Immune Boosting Beet Borscht Soup

This Beet Borscht recipe not only satisfies your taste buds but also provides a wealth of nutrients and immune-boosting benefits, thanks to the star ingredient: beets.

Course Soup
Keyword borscht soup, vegetable soup
Prep Time 30 minutes
Cook Time 45 minutes
Servings 10

Ingredients

  • 2 cups beets, peeled and chopped
  • 2 cups cabbage shredded
  • 1 cup carrots, sliced
  • 1 cup green beans, cut into 1 inch pieces
  • 2 cups cauliflower, chopped (or leave in florets if you like a bigger chunk)
  • 1 cup onion, chopped
  • 1 stalk celery, sliced
  • 1 tbsp parsley, chopped
  • 2 tbps fresh dill, chopped
  • 1 28oz canned tomatoes
  • 1 tsp salt
  • 1 tsp pepper
  • 1 tbsp white vinegar
  • 1 tbsp plain Greek yogurt or sourcream on top of each serving
  • Enough water to cover vegetables

Instructions

  1. Cover beets with water, add salt and vinegar.

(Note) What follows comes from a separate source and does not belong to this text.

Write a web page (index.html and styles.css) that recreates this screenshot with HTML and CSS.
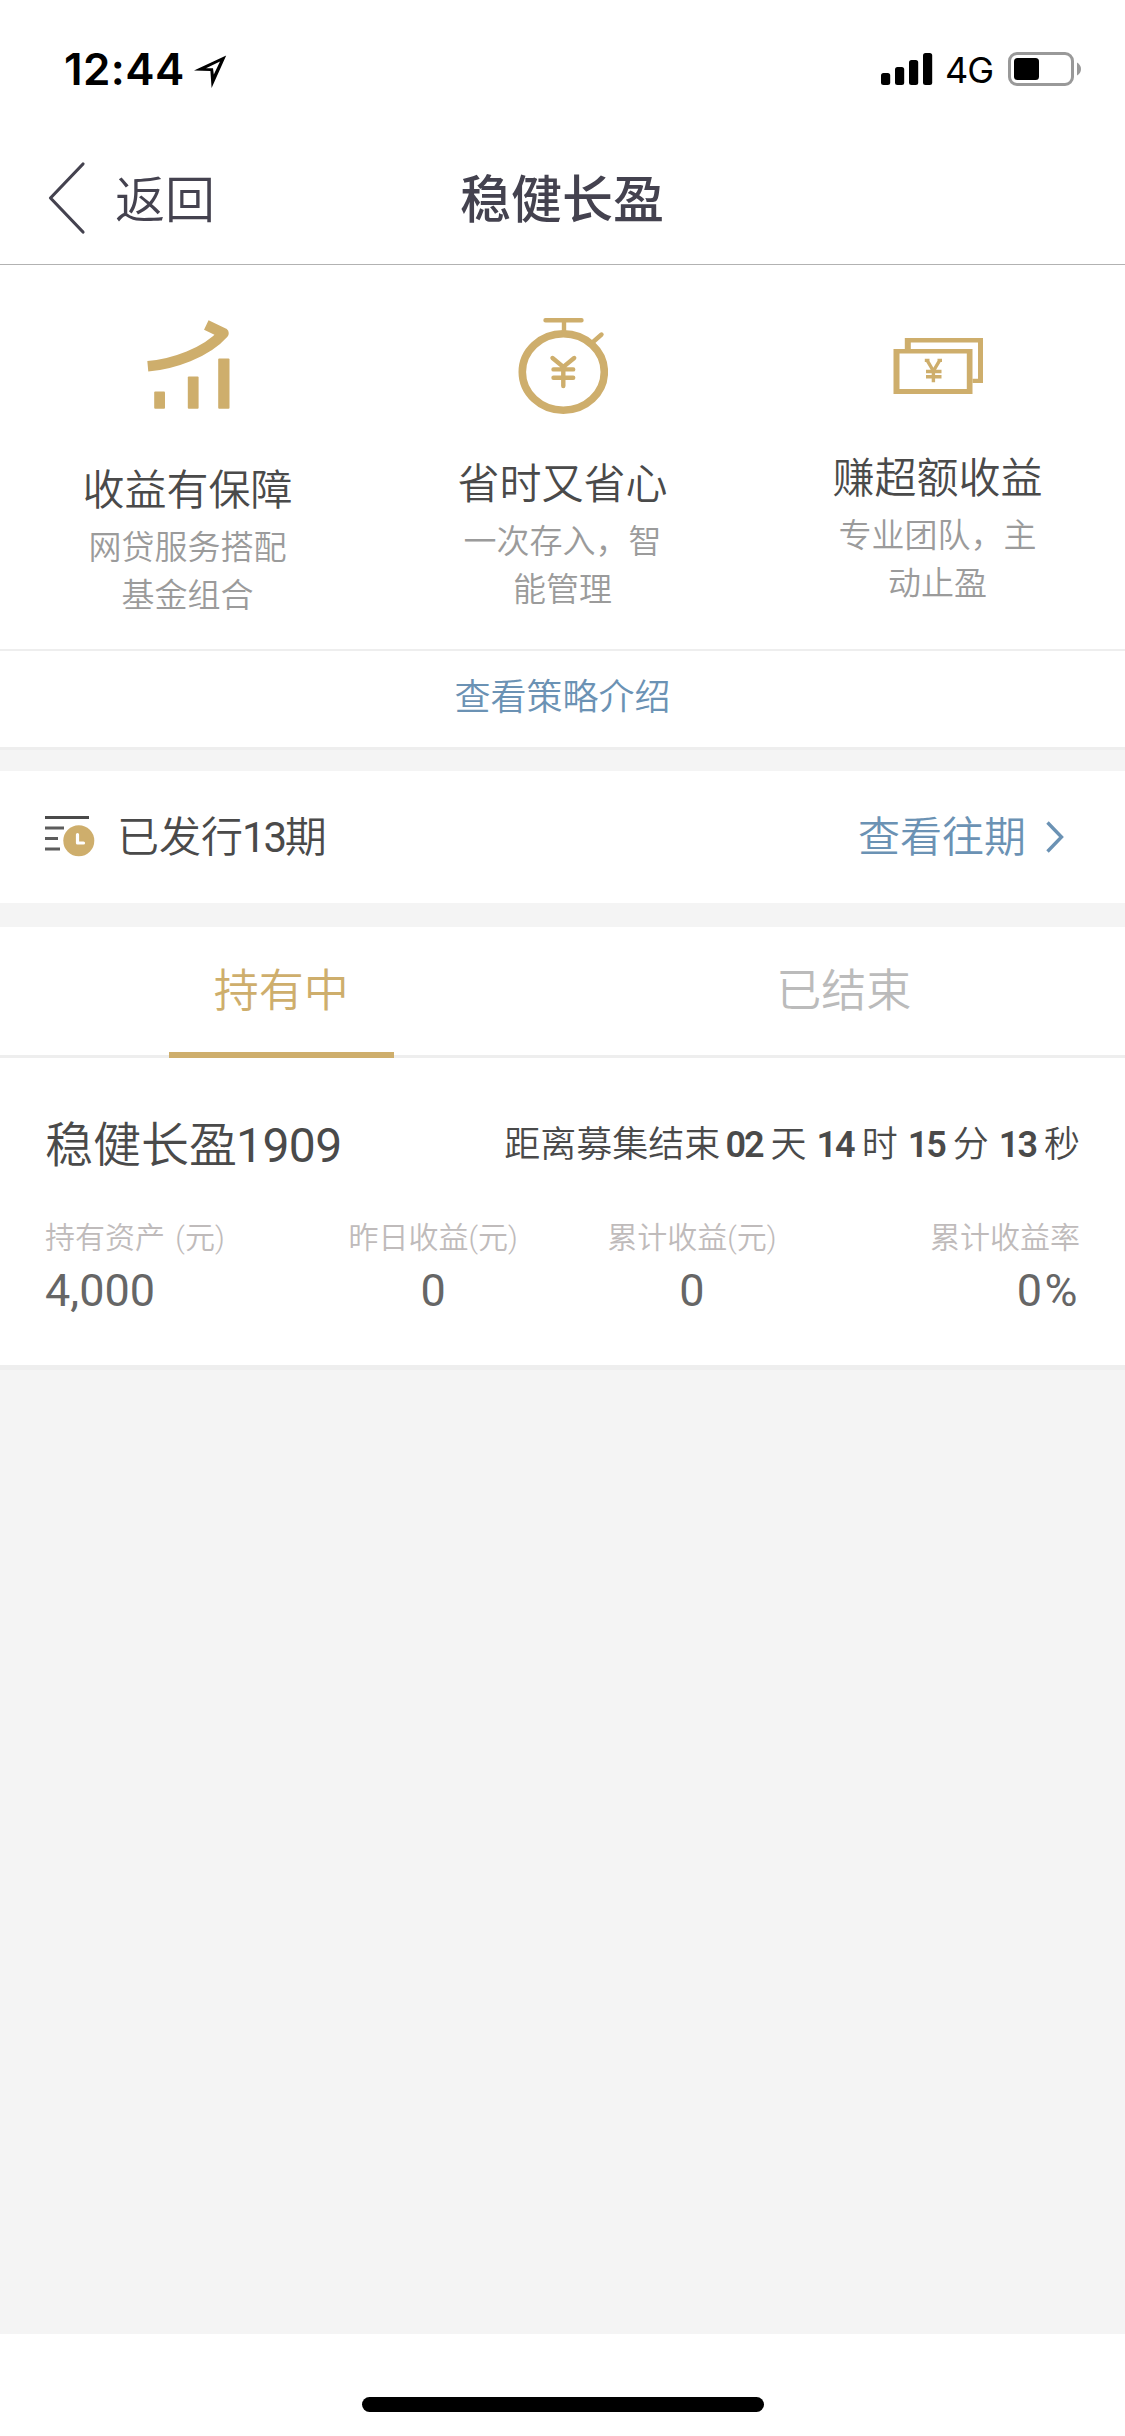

Bring to boil; add carrots, beans.

    Cover with water and boil on medium heat for 15 minutes.

    Add shredded cabbage, parsley, chopped dill, cauliflower, onion, tomatoes, celery, salt and pepper to taste. Add more water to cover all the vegetables.

    Bring to a boil then reduce heat and simmer medium heat for 30 minutes or until beets are fork tender.

    Remove from heat. Allow to rest for ½ hour.

    You can add 1 cup of plain Greek yogurt to the soup or top each bowl with tbsp of yogurt along with a sprig of dill. Salt and pepper to your taste.